RENEE MONTAGNE, host:
This is Morning Edition from NPR News. Steve Inskeep is on assignment in Iran. I'm Renee Montagne. And in Afghanistan, getting supplies to U.S. and NATO troops has become a major headache. The country has few airports, so many supplies are trucked in from Pakistan. And militants are ambushing these trucks on isolated roads; 60 were hijacked or destroyed last year. The U.S. military is trying to set up new supply routes, and announced a deal last week with Afghanistan's northern neighbors and Russia. NPR's Soraya Sarhaddi Nelson is in Kabul, and files this story.
SORAYA SARHADDI NELSON: A truck hauling electrical supplies enters the gates of the NATO-led coalition's headquarters in Kabul. A forklift driver is on hand to meet the truck.
(Soundbite of forklift)
NELSON: He removes its cargo box by box, and drives them to a nearby storage shed. The delivery looks quick and easy, but looks can be deceiving, especially when it comes to supplying Western military bases in Afghanistan. Just ask U.S. Lieutenant Colonel Jeffrey Wilson. The West Point professor is currently a senior American logistics officer here.
Lieutenant Colonel JEFFREY WILSON (Philosophy, U.S. Military Academy at West Point; Logistics Officer, U.S. Army, Afghanistan): I have a friend who is in charge of the joint logistics command under the 101st Airborne Division, and the phrase he uses is that logisticians in this country move the ball down the field two yards at a time.
NELSON: Wilson says this mountainous country, with more dirt roads than paved ones, poses challenges for even the most seasoned military-supply experts.
Lt. Col. WILSON: Compounding these challenges, of course, is the presence of a human enemy.
NELSON: That enemy is the Taliban. In the past year, its fighters and their allies have increased attacks on all trucks and tankers inching along the roads leading from Pakistan. Officials say militants have also started blowing up bridges and overpasses on other major roads. Still, Western military officials claim the attacks have not noticeably disrupted their supply lines. Jeffrey Wilson, the Army logistician, says more goods were successfully trucked in to U.S. forces last month than during any month in the past four years. Canadian Brigadier General Richard Blanchette, the spokesman for the NATO-led coalition here, likened it to a river.
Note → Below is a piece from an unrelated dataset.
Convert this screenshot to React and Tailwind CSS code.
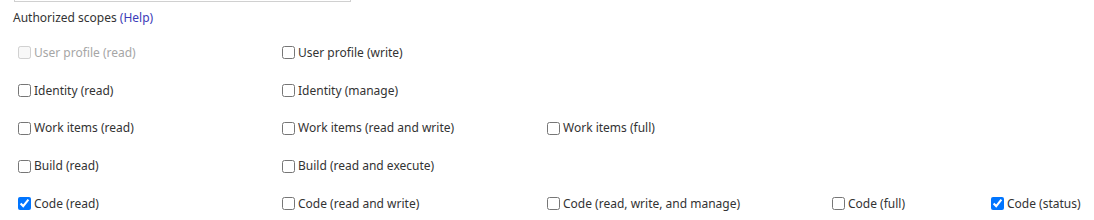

Brigadier-General RICHARD BLANCHETTE (Deputy Chief, Staff Operations, International Security Assistance Force, NATO): This is a constant flow of good that is coming in, and the insurgents are basically shelling water outside of it. And you know, those that are using the water at the end don't see the difference.
NELSON: Owners of Afghan trucking companies hired to deliver military supplies are far less confident, like Tila Mohammad Otmanzai.
Mr. TILA MOHAMMAD OTMANZAI (Owner, Trucking Company, Afghanistan): (Pashto spoken).
NELSON: He complains the private security guards sent to accompany supply convoys make the trucks more of a target. Some of his drivers have also accused the guards of fleeing during attacks. Otmanzai adds that a few of his drivers refuse to haul military supplies anymore, like Noorgol Otmanzai, who is no relation to him.
Mr. NOORGOL OTMANZAI (Truck Driver, Afghanistan) (Pashto spoken).
NELSON: The 28-year-old says he quit after he and his younger brother were attacked five months ago, while coming from Pakistan. Their tractor-trailer, which he painted with flowers and peacocks to make it look more like a civilian truck, was carrying cooking oil bound for a Kabul market. Otmanzai says the militants attacked them with rocket-propelled grenades and machine-gun fire. One bullet struck his brother, Mirwais, tearing through both of his legs. He says they managed to escape, thanks to a U.S. military convoy that turned up. The Americans returned fire and drove the militants off.
(Soundbite of open road)
NELSON: The spot where the brothers were attacked is a notorious pass two hours from Kabul called Tangeeyeh Abrisham.
(Soundbite of open road)
NELSON: It's easy to see why this is a good place for insurgents. They come to the top of the mountains here, where they have a direct vantage point on the trucks, which move very slowly because they are going uphill. You can see tankers and other trucks that have been shot that are just littering the side of the road. Those that have been removed, you can see the black marks that are left behind.
Recent U.S. and Afghan military operations appear to have curbed attacks in the area where the brothers were attacked. But they and most other Afghans interviewed for this story believe that putting more soldiers on the roads is the only way to ensure lasting safety. Colonel Jerry O'Hara, a spokesman for U.S. forces here, says he appreciates the truckers' concerns.
Colonel GERALD O'HARA (Public Affairs Officer, U.S. Army, Afghanistan): And we talked about an initiative where truckers and drivers can - via cell phone - call in directly to our operations center and report an incident, thereby decreasing the time it takes to react to a particular incident.
NELSON: But O'Hara says there aren't enough troops here - foreign or Afghan - to guard all of the country's roads all of the time. Soraya Sarhaddi Nelson, NPR News, Kabul.